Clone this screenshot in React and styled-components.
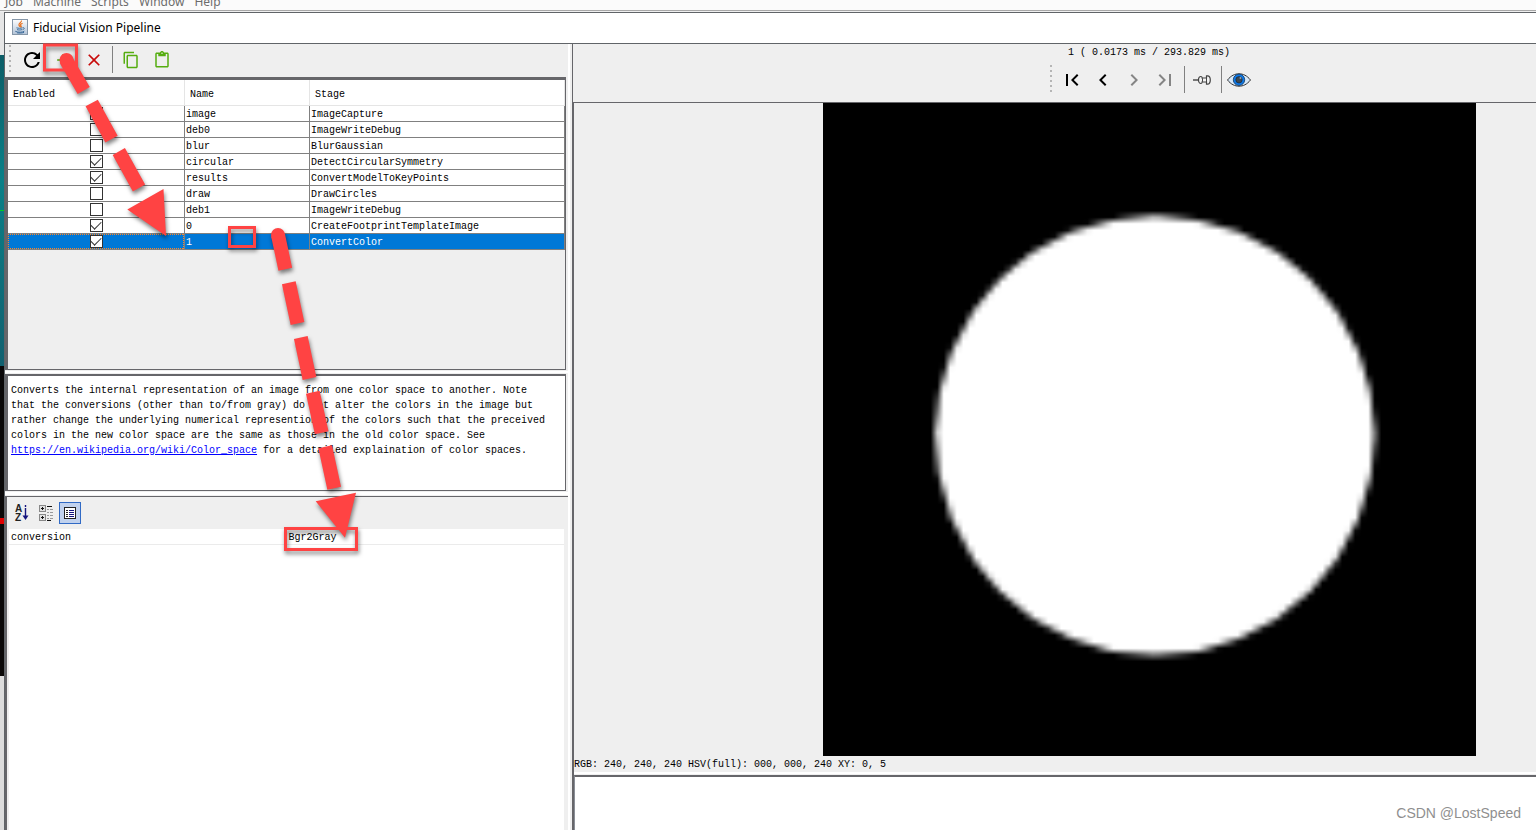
import React, { useEffect, useRef, useState } from 'react';
import styled, { createGlobalStyle, css } from 'styled-components';
import {
    MdRefresh,
    MdAdd,
    MdClose,
    MdContentCopy,
    MdContentPaste,
    MdFirstPage,
    MdChevronLeft,
    MdChevronRight,
    MdLastPage,
} from 'react-icons/md';

const mono = '"Liberation Mono", "Noto Sans CJK SC", monospace';
const sans = '"Noto Sans", "Noto Sans CJK SC", sans-serif';

const GlobalStyle = createGlobalStyle`
    * {
        box-sizing: border-box;
    }
    body {
        margin: 0;
        overflow: hidden;
        background: #efefef;
        color: #000;
        font-family: ${mono};
        font-size: 10px;
        line-height: 15px;
    }
`;

const Screen = styled.div`
    position: relative;
    display: flex;
    flex-direction: column;
    height: 100vh;
    overflow: hidden;
`;

const MenuBar = styled.nav`
    display: flex;
    flex: none;
    align-items: flex-end;
    gap: 10px;
    height: 11px;
    margin-bottom: 1px;
    padding: 0 5px;
    overflow: hidden;
    border-bottom: 1px solid #a8a8a8;
    background: #fbfbfb;
    color: #6c6c6c;
    font-family: ${sans};
    font-size: 12px;
    line-height: 16px;
`;

const Desktop = styled.div`
    display: grid;
    flex: 1;
    grid-template-columns: 4px 1fr;
    min-height: 0;
`;

const HostEdge = styled.div`
    display: flex;
    flex-direction: column;
    overflow: hidden;
`;

const HostBlock = styled.div`
    display: flex;
    flex: ${props => (props.$height ? `0 0 ${props.$height}px` : '1')};
    flex-direction: column;
    justify-content: center;
    background: ${props => props.$fill};
`;

const HostMark = styled.i`
    height: ${props => props.$size}px;
    background: ${props => props.$color};
`;

// the dialog is wider than the screen, its right part runs off the edge
const Dialog = styled.main`
    display: flex;
    flex-direction: column;
    width: calc(100vw + 185px);
    min-height: 0;
    border-top: 1px solid #606468;
    border-left: 1px solid #606468;
    background: #efefef;
`;

const TitleBar = styled.header`
    display: flex;
    flex: none;
    align-items: center;
    gap: 5px;
    height: 31px;
    padding: 0 0 2px 7px;
    border-bottom: 1px solid #606468;
    background: #fff;
    h1 {
        margin: 0;
        font-family: ${sans};
        font-size: 12px;
        font-weight: 400;
    }
`;

const Panes = styled.div`
    display: flex;
    flex: 1;
    min-height: 0;
`;

const LeftPane = styled.div`
    display: flex;
    flex: 0 0 563px;
    flex-direction: column;
`;

const Splitter = styled.div`
    flex: 0 0 4px;
    border-left: 2px solid #fff;
`;

const RightPane = styled.section`
    display: flex;
    flex: 1;
    flex-direction: column;
    min-width: 0;
`;

const Toolbar = styled.div`
    display: flex;
    flex: none;
    align-items: center;
    height: 33px;
    padding: 0 0 2px 4px;
`;

const Grip = styled.span`
    flex: none;
    width: 2px;
    height: 30px;
    margin-right: 5px;
    background: repeating-linear-gradient(#b5b5b5 0 2px, transparent 2px 5px);
`;

const Separator = styled.span`
    flex: none;
    width: 1px;
    height: 27px;
    margin: 0 2px 0 3px;
    background: #808080;
`;

const IconButton = styled.button`
    display: flex;
    align-items: center;
    justify-content: center;
    width: 31px;
    height: 30px;
    padding: 0;
    border: 0;
    background: none;
    color: ${props => props.$color || '#000'};
    svg {
        flex: none;
    }
`;

const Panel = styled.section`
    flex: none;
    margin-right: 2px;
    border: solid #66666a;
    border-width: 2px 1px 1px 3px;
`;

const StagePanel = styled(Panel)`
    height: 293px;
    border-top-width: 3px;
`;

const Gap = styled.div`
    flex: none;
    height: ${props => props.$height || 4}px;
    border-top: 1px solid #efefef;
    border-bottom: 1px solid #efefef;
    background: #fff;
`;

const StageTable = styled.table`
    width: 100%;
    table-layout: fixed;
    border-spacing: 0;
    background: #fff;
    th {
        height: 26px;
        padding: 4px 0 0 5px;
        border-right: 1px solid #e5e5e5;
        border-bottom: 1px solid #e5e5e5;
        font-weight: 400;
        text-align: left;
    }
    th:nth-child(1) {
        width: 177px;
    }
    th:nth-child(2) {
        width: 125px;
    }
`;

const Row = styled.tr`
    td {
        height: 16px;
        padding: 2px 0 0 1px;
        border-right: 1px solid #808080;
        border-bottom: 1px solid #808080;
        line-height: 13px;
    }
    td:first-child {
        padding: 0;
    }
    ${props => props.$selected && css`
        background: #0078d7;
        color: #fff;
        td:first-child {
            background:
                repeating-linear-gradient(90deg, #ff8728 0 1px, transparent 1px 2px) top / 100% 1px no-repeat,
                repeating-linear-gradient(90deg, #ff8728 0 1px, transparent 1px 2px) bottom / 100% 1px no-repeat,
                repeating-linear-gradient(#ff8728 0 1px, transparent 1px 2px) left / 1px 100% no-repeat,
                repeating-linear-gradient(#ff8728 0 1px, transparent 1px 2px) right / 1px 100% no-repeat;
        }
    `}
`;

const Check = styled.input`
    display: grid;
    place-items: center;
    width: 13px;
    height: 13px;
    margin: 1px auto;
    appearance: none;
    border: 1px solid #333;
    background: #fff;
    &:checked::before {
        content: '';
        width: 9px;
        height: 5px;
        margin-bottom: 3px;
        border: solid #333;
        border-width: 0 0 1px 1px;
        transform: rotate(-45deg);
    }
`;

const Description = styled(Panel)`
    height: 117px;
    padding: 7px 12px 0 3px;
    background: #fff;
    p {
        margin: 0;
    }
    a {
        color: #00f;
    }
`;

const Properties = styled.section`
    display: flex;
    flex: 1;
    flex-direction: column;
    padding: 0 4px 0 2px;
    border-top: 1px solid #66666a;
    border-left: 2px solid #66666a;
`;

const SheetTools = styled.div`
    display: flex;
    gap: 2px;
    height: 32px;
    padding: 5px 2px;
`;

const SheetButton = styled(IconButton)`
    width: 22px;
    height: 22px;
    ${props => props.$pressed && css`
        border: 1px solid #316ac5;
        background: #c1d2ee;
    `}
`;

const Sheet = styled.div`
    flex: 1;
    background: #fff;
    table {
        width: 100%;
        table-layout: fixed;
        border-spacing: 0;
    }
    th,
    td {
        height: 16px;
        padding: 2px 0 0 2px;
        border-bottom: 1px solid #ebebeb;
        font-weight: 400;
        line-height: 13px;
        text-align: left;
    }
`;

const ViewerHead = styled.div`
    display: flex;
    flex: none;
    flex-direction: column;
    align-items: center;
    height: 59px;
    padding-top: 1px;
    border-left: 1px solid #66666a;
    border-bottom: 1px solid #66666a;
    white-space: pre;
`;

const ViewerTools = styled(Toolbar)`
    height: 41px;
    padding: 0 0 2px 6px;
`;

const ViewerBody = styled.div`
    display: flex;
    flex: 1;
    flex-direction: column;
    min-height: 0;
    border-left: 2px solid #66666a;
`;

const Viewport = styled.div`
    display: flex;
    flex: 1;
    justify-content: center;
    min-height: 0;
    canvas {
        height: 100%;
        aspect-ratio: 1;
        background: #000;
    }
`;

const Status = styled.div`
    flex: none;
    height: 15px;
    line-height: 17px;
`;

const Log = styled.textarea`
    flex: none;
    height: 55px;
    border: 0;
    border-top: 2px solid #66666a;
    border-left: 1px solid #8a8e96;
    outline: 0;
    resize: none;
    background: #fff;
`;

const Annotations = styled.svg`
    position: absolute;
    top: 0;
    left: 0;
    width: 400px;
    height: 580px;
    overflow: visible;
    pointer-events: none;
    filter: drop-shadow(1px 3px 2px rgba(0, 0, 0, 0.5));
`;

const Watermark = styled.div`
    position: absolute;
    right: 15px;
    bottom: 8px;
    color: #8f8f8f;
    font-family: "Liberation Sans", sans-serif;
    font-size: 14px;
    line-height: 18px;
`;

const JavaIcon = () => (
    <svg width="16" height="16" viewBox="0 0 16 16">
        <defs>
            <linearGradient id="java" x1="0" y1="0" x2="0" y2="1">
                <stop offset="0" stopColor="#fdfdfe" />
                <stop offset="1" stopColor="#b3c4d8" />
            </linearGradient>
        </defs>
        <rect x=".5" y=".5" width="15" height="15" fill="url(#java)" stroke="#8596a8" />
        <path d="M9.500 1.500C10 3.500 6 4 7 6.200c.3.8 1 1 1 1.800M10.600 4.200c-2 .8-2.600 1.500-1.600 2.800.5.600.2 1.200-.4 1.600" fill="none" stroke="#e8701c" strokeWidth="1.200" />
        <path d="M4.500 8.800c1.500.6 4.500.6 6 0M5 10.600c1.500.5 3.800.5 5 0M10.800 8.800c2-.6 2 1.400-.3 1.900M3.300 12.300c2.500 1.400 7.500 1.200 9-.2M5 13.800c2.500.4 5 .2 7-.4" fill="none" stroke="#3f6e9c" strokeWidth="1" />
    </svg>
);

const PinIcon = () => (
    <svg width="18" height="12" viewBox="0 0 18 12" fill="#f4f4f4" stroke="#444">
        <path d="M0 6h6" strokeWidth="1.400" />
        <path d="M5.500 6c0-2 1-3.500 2.500-3.500.8 0 1 .6 1.200 1.500h4.300V1.800h1c1.500 0 2.800 1.500 2.800 4.200s-1.300 4.200-2.800 4.200h-1V8H9.200C9 9 8.800 9.500 8 9.500 6.500 9.500 5.500 8 5.500 6z" strokeWidth="1.200" />
        <path d="M9.200 4c.5 1.300.5 2.700 0 4M13.500 4v4" fill="none" />
    </svg>
);

const EyeIcon = () => (
    <svg width="24" height="14" viewBox="0 0 24 14">
        <path d="M.5 7C4 2.500 8 .8 12 .8S20 2.500 23.500 7C20 11.500 16 13.200 12 13.200S4 11.500.5 7z" fill="#d7e8f8" stroke="#333" />
        <circle cx="12" cy="6.800" r="5.700" fill="#0b78e8" stroke="#12355c" strokeWidth=".8" />
        <circle cx="12" cy="6.800" r="3.200" fill="#3d4852" stroke="#123" strokeWidth=".6" />
        <circle cx="13.500" cy="5" r="1" fill="#8fa5ba" />
    </svg>
);

const SortIcon = () => (
    <svg width="16" height="18" viewBox="0 0 16 18">
        <g fontFamily="Liberation Sans" fontSize="10" fontWeight="700" fill="#222">
            <text x="1" y="8">A</text>
            <text x="1" y="17">Z</text>
        </g>
        <path d="M11.500 1v2M11.500 4v8" stroke="#14147e" strokeWidth="1.400" />
        <path d="M8.500 11.500h6l-3 4.500z" fill="#14147e" />
    </svg>
);

const CategoryIcon = () => (
    <svg width="16" height="18" viewBox="0 0 16 18" fill="none" shapeRendering="crispEdges">
        <path d="M1.500 1.500h6v6h-6zM1.500 10.500h6v6h-6z" fill="#e2e2e2" stroke="#888" />
        <path d="M3 4.500h3M4.500 3v3M3 13.500h3M4.500 12v3M9 2.500h5M9 16.500h4" stroke="#111" />
        <path d="M9 5.500h2M12 5.500h3M9 8.500h2M12 8.500h3M9 11.500h2M12 11.500h3M9 14.500h2M12 14.500h3" stroke="#999" />
    </svg>
);

const ListIcon = () => (
    <svg width="14" height="12" viewBox="0 0 14 12" fill="none" shapeRendering="crispEdges">
        <path d="M1.500.5h11v11h-11z" fill="#fff" stroke="#222" />
        <path d="M3 3.500h2M3 5.500h2M3 7.500h2M3 9.500h2" stroke="#222" />
        <path d="M6 3.500h5M6 5.500h5M6 7.500h5M6 9.500h5" stroke="#14147e" />
    </svg>
);

const stages = [
    { name: 'image', stage: 'ImageCapture', enabled: true },
    { name: 'deb0', stage: 'ImageWriteDebug', enabled: false },
    { name: 'blur', stage: 'BlurGaussian', enabled: false },
    { name: 'circular', stage: 'DetectCircularSymmetry', enabled: true },
    { name: 'results', stage: 'ConvertModelToKeyPoints', enabled: true },
    { name: 'draw', stage: 'DrawCircles', enabled: false },
    { name: 'deb1', stage: 'ImageWriteDebug', enabled: false },
    { name: '0', stage: 'CreateFootprintTemplateImage', enabled: true },
    { name: '1', stage: 'ConvertColor', enabled: true },
];

const StageList = () => {
    const [selected, setSelected] = useState('1');

    return (
        <StageTable>
            <thead>
                <tr>
                    <th>Enabled</th>
                    <th>Name</th>
                    <th>Stage</th>
                </tr>
            </thead>
            <tbody>
                {stages.map(({ name, stage, enabled }) => (
                    <Row key={name} $selected={name === selected} onClick={() => setSelected(name)}>
                        <td><Check type="checkbox" aria-label={name} defaultChecked={enabled} /></td>
                        <td>{name}</td>
                        <td>{stage}</td>
                    </Row>
                ))}
            </tbody>
        </StageTable>
    );
};

// 100 x 100 template, scaled up smoothly by the browser
const Template = () => {
    const ref = useRef(null);

    useEffect(() => {
        const ctx = ref.current.getContext('2d');
        ctx.fillStyle = '#000';
        ctx.fillRect(0, 0, 100, 100);
        ctx.fillStyle = '#fff';
        ctx.beginPath();
        ctx.arc(50.85, 50.85, 33.65, 0, Math.PI * 2);
        ctx.fill();
    }, []);

    return <canvas ref={ref} width="100" height="100" />;
};

const Arrows = () => (
    <Annotations fill="none" stroke="#ff4343" strokeWidth="14" aria-hidden="true">
        <g strokeWidth="3">
            <rect x="44.500" y="45" width="32" height="25" />
            <rect x="229.500" y="227.500" width="25" height="19" />
            <rect x="285.500" y="528.500" width="71" height="21" />
        </g>
        <path d="M66 60L83.700 90.500M91.700 103L111.500 139.200M118.800 151.500L139 188" />
        <path d="M278 235L285.300 269.200M288.800 282.800L297.500 323.500M300.800 337.500L309.500 378.500M312.800 392.200L321.700 432.800M325.200 446.800L334.200 488.200" />
        <g stroke="none" fill="#ff4343">
            <circle cx="66.500" cy="60" r="7" />
            <circle cx="278" cy="235" r="7" />
            <path d="M127.300 209.500L163.500 189L166 236zM315.700 501.300L356 492.700L345 537.700z" />
        </g>
    </Annotations>
);

const App = () => {
    return (
        <Screen>
            <GlobalStyle />
            <MenuBar>
                <span>Job</span>
                <span>Machine</span>
                <span>Scripts</span>
                <span>Window</span>
                <span>Help</span>
            </MenuBar>
            <Desktop>
                <HostEdge>
                    <HostBlock $height={43} $fill="#e6e6e6" />
                    <HostBlock $height={311} $fill="linear-gradient(#0b5c66, #0a8088 40%, #11606f)">
                        <HostMark $size={1} $color="#00d020" />
                    </HostBlock>
                    <HostBlock $height={310} $fill="#0a0808">
                        <HostMark $size={6} $color="#e00000" />
                    </HostBlock>
                    <HostBlock $fill="#dcdcdc" />
                </HostEdge>
                <Dialog>
                    <TitleBar>
                        <JavaIcon />
                        <h1>Fiducial Vision Pipeline</h1>
                    </TitleBar>
                    <Panes>
                        <LeftPane>
                            <Toolbar>
                                <Grip />
                                <IconButton aria-label="Refresh"><MdRefresh size={24} /></IconButton>
                                <IconButton aria-label="Add stage" $color="#4ea80c"><MdAdd size={20} /></IconButton>
                                <IconButton aria-label="Remove stage" $color="#c80a0a"><MdClose size={20} /></IconButton>
                                <Separator />
                                <IconButton aria-label="Copy" $color="#55ad10"><MdContentCopy size={18} /></IconButton>
                                <IconButton aria-label="Paste" $color="#55ad10"><MdContentPaste size={18} /></IconButton>
                            </Toolbar>
                            <StagePanel>
                                <StageList />
                            </StagePanel>
                            <Gap />
                            <Description>
                                <p>
                                    Converts the internal representation of an image from one color space to another.
                                    Note that the conversions (other than to/from gray) do not alter the colors in the
                                    image but rather change the underlying numerical represention of the colors such
                                    that the preceived colors in the new color space are the same as those in the old
                                    color space. See{' '}
                                    <a href="https://en.wikipedia.org/wiki/Color_space">https://en.wikipedia.org/wiki/Color_space</a>
                                    {' '}for a detailed explaination of color spaces.
                                </p>
                            </Description>
                            <Gap $height={5} />
                            <Properties>
                                <SheetTools>
                                    <SheetButton aria-label="Sort"><SortIcon /></SheetButton>
                                    <SheetButton aria-label="Categories"><CategoryIcon /></SheetButton>
                                    <SheetButton aria-label="Description" $pressed><ListIcon /></SheetButton>
                                </SheetTools>
                                <Sheet>
                                    <table>
                                        <tbody>
                                            <tr>
                                                <th scope="row">conversion</th>
                                                <td>Bgr2Gray</td>
                                            </tr>
                                        </tbody>
                                    </table>
                                </Sheet>
                            </Properties>
                        </LeftPane>
                        <Splitter />
                        <RightPane>
                            <ViewerHead>
                                1 ( 0.0173 ms / 293.829 ms)
                                <ViewerTools>
                                    <Grip />
                                    <IconButton aria-label="First"><MdFirstPage size={24} /></IconButton>
                                    <IconButton aria-label="Previous"><MdChevronLeft size={24} /></IconButton>
                                    <IconButton aria-label="Next" $color="#858585"><MdChevronRight size={24} /></IconButton>
                                    <IconButton aria-label="Last" $color="#858585"><MdLastPage size={24} /></IconButton>
                                    <Separator />
                                    <IconButton aria-label="Pin"><PinIcon /></IconButton>
                                    <Separator />
                                    <IconButton aria-label="Show"><EyeIcon /></IconButton>
                                </ViewerTools>
                            </ViewerHead>
                            <ViewerBody>
                                <Viewport>
                                    <Template />
                                </Viewport>
                                <Status>RGB: 240, 240, 240 HSV(full): 000, 000, 240 XY: 0, 5</Status>
                                <Gap />
                                <Log aria-label="Result" readOnly />
                            </ViewerBody>
                        </RightPane>
                    </Panes>
                </Dialog>
            </Desktop>
            <Arrows />
            <Watermark>CSDN @LostSpeed</Watermark>
        </Screen>
    );
};

export default App;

Set problem: In the listing above, count each line that holds the string "components". Give the number only.

Task response: 2